Lots of folks convert busses into RVs but they mostly use retired school busses. Cheaper to acquire, cheaper to run, less stuff to throw away when it’s being stripped out. They got a forum, http://www.skoolie.net/
Oh my fucking GAWD!
That would be awesome! You should totally do it!
I would:
-make the the front half for passengers, and the back half into a studio where I sleep and park under a bridge!
-paint it rainbow to attract hippies, go in the woods and get high as shit!
-remove the seats and add some stripper poles, hire some hoes, drive around and charge people for looking at them. Boy I would be a rich bitch!
-paint it camouflage so people will think it’s associated with the military, so you can park it anywhere you want. Never have to park at the back of a parking lot.
-turn it into an ice cream truck. Send it through an affluent suburb and play the ice cream music at 2am. It would strike terror because they would think there’s drug deals going on!
-just be an otherwise obnoxious asshole with a huuuuuge vehicle. Install a booming system and always play Ludicrous’ “move bitch, get out the way!”

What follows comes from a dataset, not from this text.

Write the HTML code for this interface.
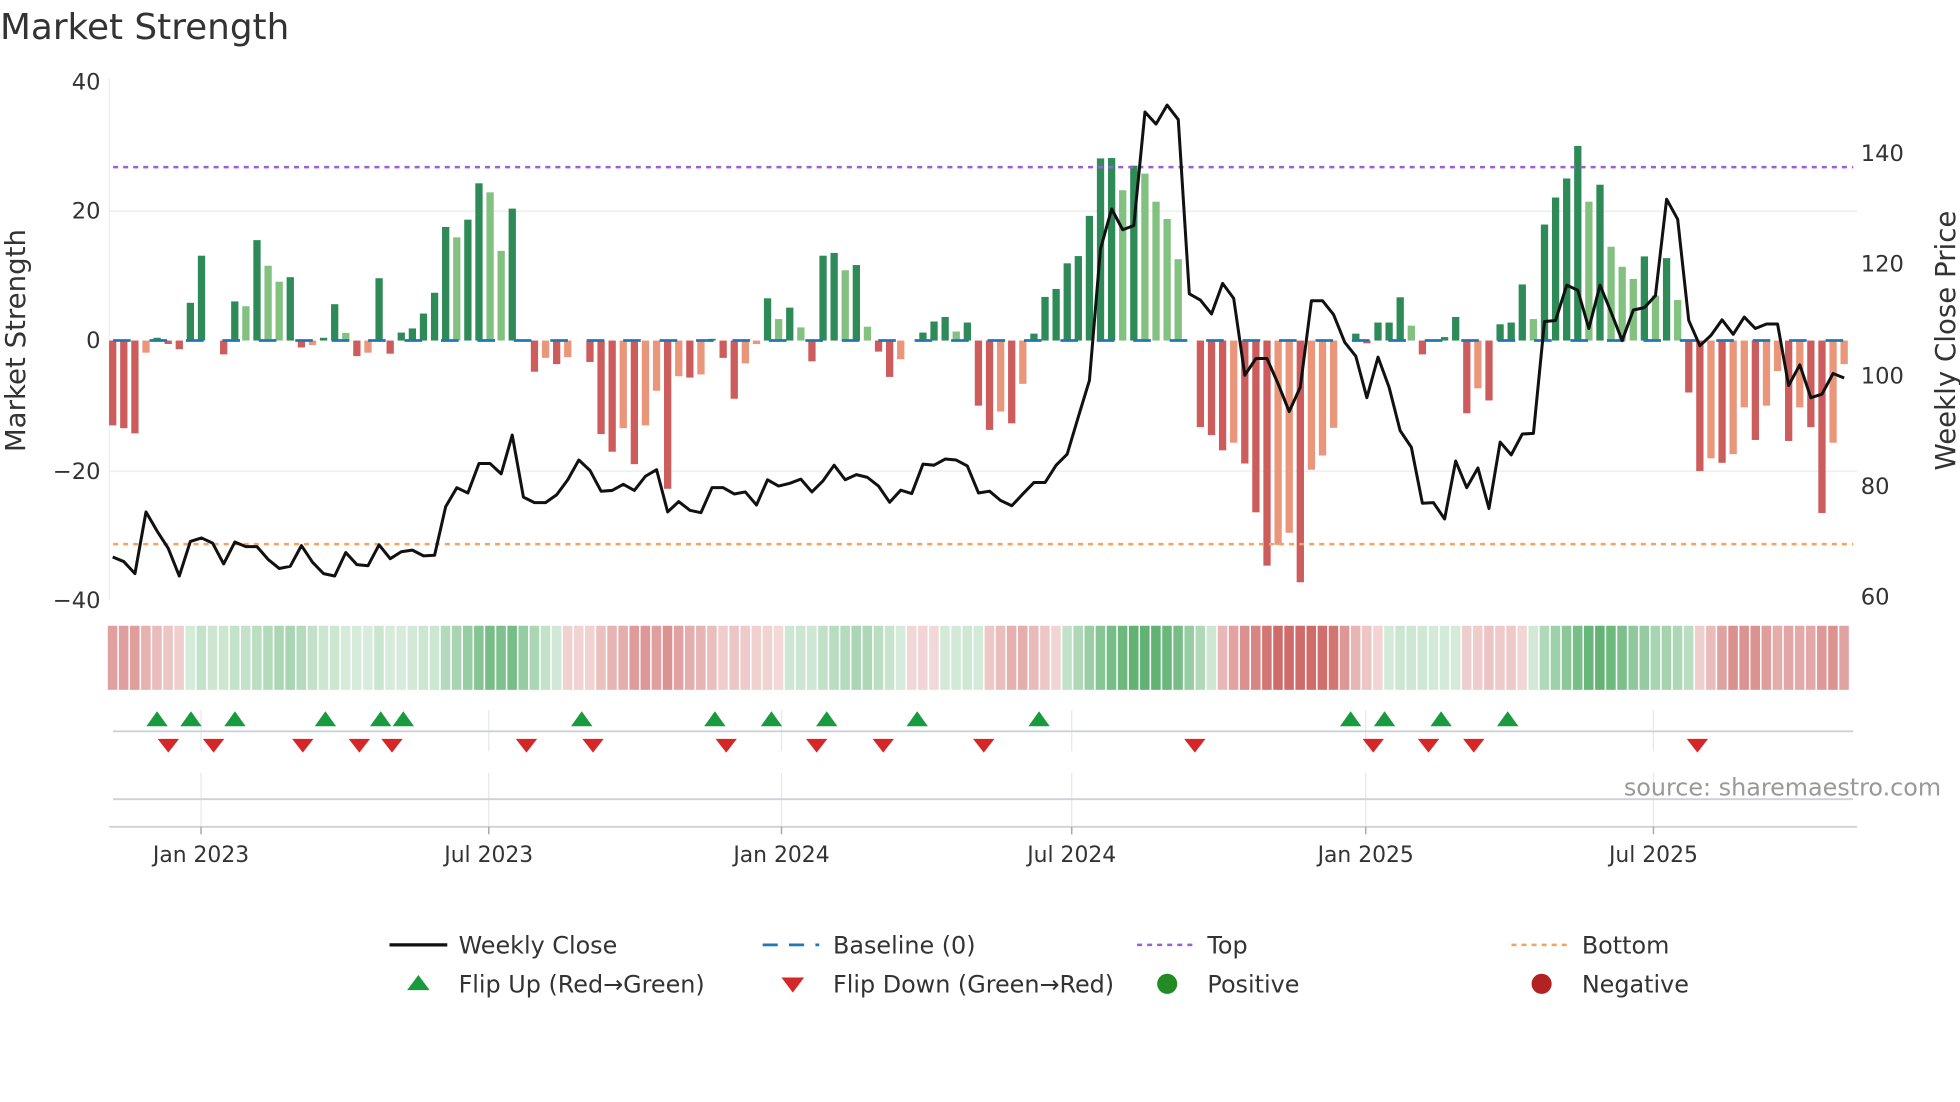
<!DOCTYPE html>
<html><head><meta charset="utf-8">
<style>
html,body{margin:0;padding:0;background:#fff;}
svg{display:block;}
text{font-family:"DejaVu Sans","Liberation Sans",sans-serif;fill:#333;}
</style></head>
<body>
<svg id="c" xmlns="http://www.w3.org/2000/svg" width="1960" height="1102" viewBox="0 0 1560 877">
<text x="0" y="31" font-size="28.5">Market Strength</text>
<line x1="87" y1="62" x2="87" y2="478" stroke="#eceef2" stroke-width="1"/>
<line x1="87" y1="168" x2="1478" y2="168" stroke="#eef0f4" stroke-width="1.5"/>
<line x1="87" y1="375" x2="1478" y2="375" stroke="#eef0f4" stroke-width="1.5"/>
<g font-size="18" text-anchor="end">
<text x="80" y="71">40</text><text x="80" y="174">20</text><text x="80" y="277">0</text><text x="80" y="381">−20</text><text x="80" y="484">−40</text>
</g>
<g font-size="18">
<text x="1481" y="128">140</text><text x="1481" y="216">120</text><text x="1481" y="305">100</text><text x="1481" y="393">80</text><text x="1481" y="481">60</text>
</g>
<text transform="translate(20,271) rotate(-90)" font-size="22" text-anchor="middle">Market Strength</text>
<text transform="translate(1556,271) rotate(-90)" font-size="22" text-anchor="middle">Weekly Close Price</text>
<g id="bars"></g>
<line x1="90" y1="271" x2="1475" y2="271" stroke="#1f77b4" stroke-width="2.2" stroke-dasharray="14 15"/>
<line x1="90" y1="133" x2="1475" y2="133" stroke="#9b5fd6" stroke-width="2" stroke-dasharray="4 4"/>
<line x1="90" y1="433" x2="1475" y2="433" stroke="#f4a460" stroke-width="2" stroke-dasharray="4 4"/>
<polyline id="price" fill="none" stroke="#111" stroke-width="2.4" stroke-linejoin="round"/>
<g id="strip"></g>
<g stroke="#e6e8ec" stroke-width="1">
<line x1="160" y1="565" x2="160" y2="598"/><line x1="389" y1="565" x2="389" y2="598"/><line x1="622" y1="565" x2="622" y2="598"/><line x1="853" y1="565" x2="853" y2="598"/><line x1="1087" y1="565" x2="1087" y2="598"/><line x1="1316" y1="565" x2="1316" y2="598"/>
<line x1="160" y1="615" x2="160" y2="658"/><line x1="389" y1="615" x2="389" y2="658"/><line x1="622" y1="615" x2="622" y2="658"/><line x1="853" y1="615" x2="853" y2="658"/><line x1="1087" y1="615" x2="1087" y2="658"/><line x1="1316" y1="615" x2="1316" y2="658"/>
</g>
<line x1="90" y1="582" x2="1475" y2="582" stroke="#cfd1d6" stroke-width="1.5"/>
<line x1="90" y1="636" x2="1475" y2="636" stroke="#cfd1d6" stroke-width="1.5"/>
<line x1="87" y1="658" x2="1478" y2="658" stroke="#cfd1d6" stroke-width="1.5"/>
<g stroke="#aaa" stroke-width="1.2">
<line x1="160" y1="658" x2="160" y2="664"/><line x1="389" y1="658" x2="389" y2="664"/><line x1="622" y1="658" x2="622" y2="664"/><line x1="853" y1="658" x2="853" y2="664"/><line x1="1087" y1="658" x2="1087" y2="664"/><line x1="1316" y1="658" x2="1316" y2="664"/>
</g>
<g id="flips"></g>
<text x="1545" y="633" font-size="19" text-anchor="end" style="fill:#999">source: sharemaestro.com</text>
<g font-size="17.4" text-anchor="middle">
<text x="160" y="686">Jan 2023</text><text x="389" y="686">Jul 2023</text><text x="622" y="686">Jan 2024</text><text x="853" y="686">Jul 2024</text><text x="1087" y="686">Jan 2025</text><text x="1316" y="686">Jul 2025</text>
</g>
<g font-size="19">
<line x1="310" y1="752" x2="356" y2="752" stroke="#111" stroke-width="2.6"/>
<text x="365" y="759">Weekly Close</text>
<line x1="607" y1="752" x2="652" y2="752" stroke="#1f77b4" stroke-width="2.2" stroke-dasharray="12 9"/>
<text x="663" y="759">Baseline (0)</text>
<line x1="905" y1="752" x2="950" y2="752" stroke="#9b5fd6" stroke-width="2" stroke-dasharray="4 4"/>
<text x="961" y="759">Top</text>
<line x1="1203" y1="752" x2="1248" y2="752" stroke="#f4a460" stroke-width="2" stroke-dasharray="4 4"/>
<text x="1259" y="759">Bottom</text>
<polygon points="324,788 342,788 333,776" fill="#1a9a3e"/>
<text x="365" y="790">Flip Up (Red→Green)</text>
<polygon points="622,778 640,778 631,790" fill="#d62728"/>
<text x="663" y="790">Flip Down (Green→Red)</text>
<circle cx="929" cy="783" r="8" fill="#238b23"/>
<text x="961" y="790">Positive</text>
<circle cx="1227" cy="783" r="8" fill="#b22222"/>
<text x="1259" y="790">Negative</text>
</g>
</svg>
<script>
(function(){
var NS="http://www.w3.org/2000/svg";
var B="1055r,1063r,1078r,845o,802d,820r,835r,701d,565d,810z,850r,697d,711l,520d,594l,640l,627d,830r,823o,802d,705d,788l,855r,845o,630d,848r,787d,775d,732d,672d,482d,512l,461d,356d,382l,551l,429d,810z,900r,860o,878r,858o,810z,872r,1080r,1131r,1063o,1167r,1055o,955o,1238r,913o,917r,908o,805d,860r,978r,876o,820o,688d,748l,715d,772l,870r,565d,557d,607l,592d,770l,842r,915r,864o,810z,787d,755d,742d,784l,758d,998r,1068r,1015o,1049r,935o,790d,684d,661d,587d,566d,450d,284d,283d,376l,305d,328l,409l,459l,575l,810z,1060r,1083r,1127r,1105o,1165r,1306r,1460r,1400o,1365o,1508r,1183o,1142o,1062o,810z,790d,818r,758d,758d,685d,767l,850r,810z,800d,742d,1020r,948o,983r,763d,758d,648d,748l,475d,397d,342d,248d,409l,360d,539l,597l,632l,567d,680l,572d,693l,960r,1187r,1150o,1163r,1138o,1003o,1097r,998o,898o,1100r,1003o,1060r,1308r,1105o,878o".split(",");
var L=[1435,1448,1483,1305,1360,1410,1490,1390,1380,1395,1455,1392,1405,1405,1442,1468,1462,1402,1450,1483,1490,1422,1457,1460,1400,1440,1420,1415,1432,1430,1290,1235,1250,1165,1165,1195,1083,1262,1278,1278,1255,1212,1155,1185,1245,1243,1225,1243,1202,1183,1305,1275,1300,
1307,1235,1235,1253,1247,1285,1212,1230,1222,1210,1247,1215,1170,1212,1197,1205,1230,1277,1242,1252,1167,1170,1152,1155,1172,1250,1245,1272,1287,1253,1220,1220,1170,1138,1030,925,545,430,490,478,150,185,130,172,675,693,733,645,688,910,862,
862,935,1015,945,695,695,735,815,855,975,858,945,1070,1118,1280,1278,1325,1158,1235,1178,1295,1103,1140,1080,1078,755,752,650,665,775,650,728,810,722,715,680,402,460,752,825,795,750,792,742,775,762,762,940,880,975,965,905,918];
function Y(z){return 271+(z-810)/3.628;}
function X(i){return 89.7+i*8.834;}
var col={d:"#2e8b57",l:"#82c17f",r:"#cd5c5c",o:"#e9967a"};
var g=document.getElementById("bars"),vals=[];
for(var i=0;i<B.length;i++){
 var z=parseFloat(B[i]),t=B[i].slice(-1),y=Y(z);vals.push((810-z)/18.72);
 if(t==="z")continue;
 var r=document.createElementNS(NS,"rect");
 r.setAttribute("x",(X(i)-2.9).toFixed(2));r.setAttribute("width","5.8");
 r.setAttribute("y",Math.min(y,271).toFixed(2));r.setAttribute("height",Math.max(Math.abs(y-271),0.8).toFixed(2));
 r.setAttribute("fill",col[t]);g.appendChild(r);
}
var pts=[];for(i=0;i<L.length;i++)pts.push(X(i).toFixed(1)+","+Y(L[i]).toFixed(1));
document.getElementById("price").setAttribute("points",pts.join(" "));
var s=document.getElementById("strip");
for(i=0;i<vals.length;i++){
 var sum=0,n=0;for(var k=i-4;k<=i;k++){if(k>=0&&k<vals.length){sum+=vals[k];n++;}}
 var v=sum/n,a=0.2+0.6*Math.min(1,Math.abs(v)/25)+0.08*Math.min(1,Math.abs(vals[i])/20);
 var base=v>=0?[76,168,96]:[200,88,86];
 var c=base.map(function(b){return Math.round(255-(255-b)*a);});
 var r=document.createElementNS(NS,"rect");
 r.setAttribute("x",(X(i)-3.9).toFixed(2));r.setAttribute("width","7.6");
 r.setAttribute("y","498");r.setAttribute("height","51");
 r.setAttribute("fill","rgb("+c.join(",")+")");s.appendChild(r);
}
var up=[125,152,187,259,303,321,463,569,614,658,730,827,1075,1102,1147,1200];
var dn=[134,170,241,286,312,419,472,578,650,703,783,951,1093,1137,1173,1351];
var f=document.getElementById("flips");
up.forEach(function(x){var p=document.createElementNS(NS,"polygon");p.setAttribute("points",(x-8.5)+",578 "+(x+8.5)+",578 "+x+",566");p.setAttribute("fill","#1a9a3e");f.appendChild(p);});
dn.forEach(function(x){var p=document.createElementNS(NS,"polygon");p.setAttribute("points",(x-8.5)+",588 "+(x+8.5)+",588 "+x+",599");p.setAttribute("fill","#d62728");f.appendChild(p);});
})();
</script>
</body></html>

And if anybody asks what you are doing …?
You say–
“Nothing. Nothing at all. Have you had any strange sensations in your spleen, lately? Never-mind, forget I said that.”
That forum (on school bus conversion) is fun to read.
For even more impractability - I present a converted HEMTT
http://www.allcrawl.com/read.php?10,469
http://globalxvehicles.com/under-construction/1984-osh-kosh-hemtt-8-x-8/
There are HUMVEES covereted to limos - why not a HEMTT?
Brian
These 2 suggestions are 7 kinds of awesome.
Also put some kind of revolving rack on top, loaded with what looks like missiles of some kind. And some kind dish antenna that looks like radar, and have the antenna and the missiles rotating in synch the same direction. Oh, and a gun turret of some kind would be a nice touch.
And just to mess with people’s heads, put the Batman bat symbol on the sides, so people will scratch their heads and wonder if Batman drives a bus. Always wear a mask when you’re driving.